In Gazzetta dello Sport, Luca Calamai declares Fiorentina to be "among the great sides of of Europe". "Fiorentina played an almost perfect game against Lyon – 'almost' only because of the way they were made to suffer at the end," he says. "In the final 10 minutes, the legs of the players were paralysed by the fear of not reaching the end of such a splendid ride. But it ended well."
Liverpool's exit at such an early stage has been described across the board as "sensational", but the consensus is that Rafael Benítez's team deserved no better. "This is how it should be, a fact evinced even by Liverpool's showing in Budapest," says Fabio Bianchi in Gazzetta. "A slow, unrecognisable team, who won but only after nearly blowing it at the end, when [Adamo] Coulibaly had a one-on-one with [Pepe] Reina but shot straight at the keeper.
"Liverpool might not have a squad like Inter or Barça or Chelsea and the absences of certain players have weighed like boulders. But the team no longer has the grit and determination that were always their calling card.
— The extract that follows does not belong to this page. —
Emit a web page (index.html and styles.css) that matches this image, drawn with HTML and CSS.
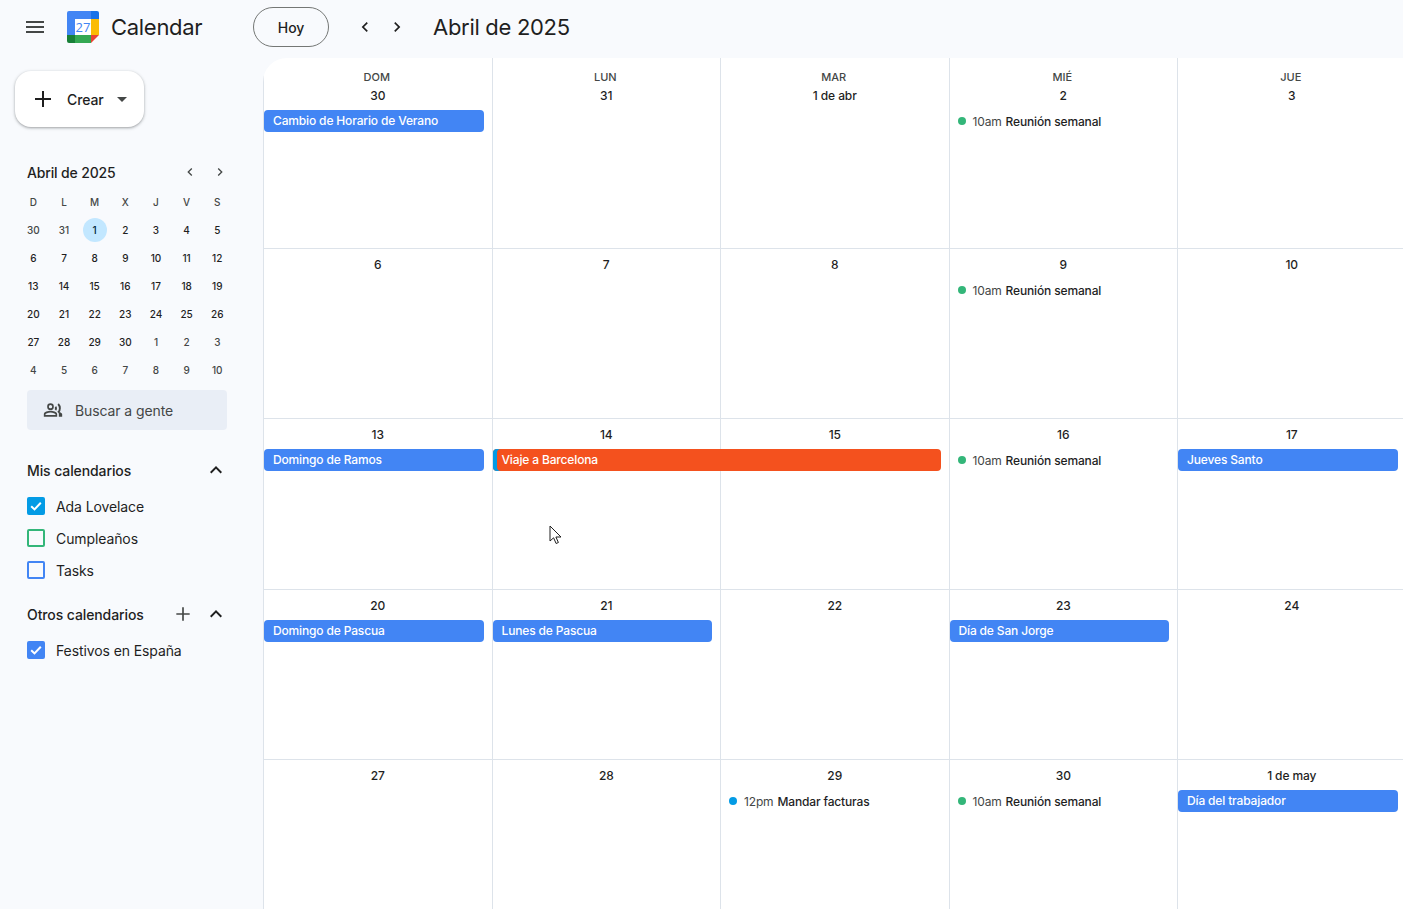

That is where they need to start over. In the Europa League."
There are those, too, who have used the opportunity of Fiorentina's win to take a shot at José Mourinho's Inter. "Prandelli and Barça, lessons for Mourinho," says Corriere dello Sport, referring to the Fiorentina coach Cesare Prandelli. "So far there is one Italian team in the last 16 of the Champions League. And it is the one who were least expected to get there."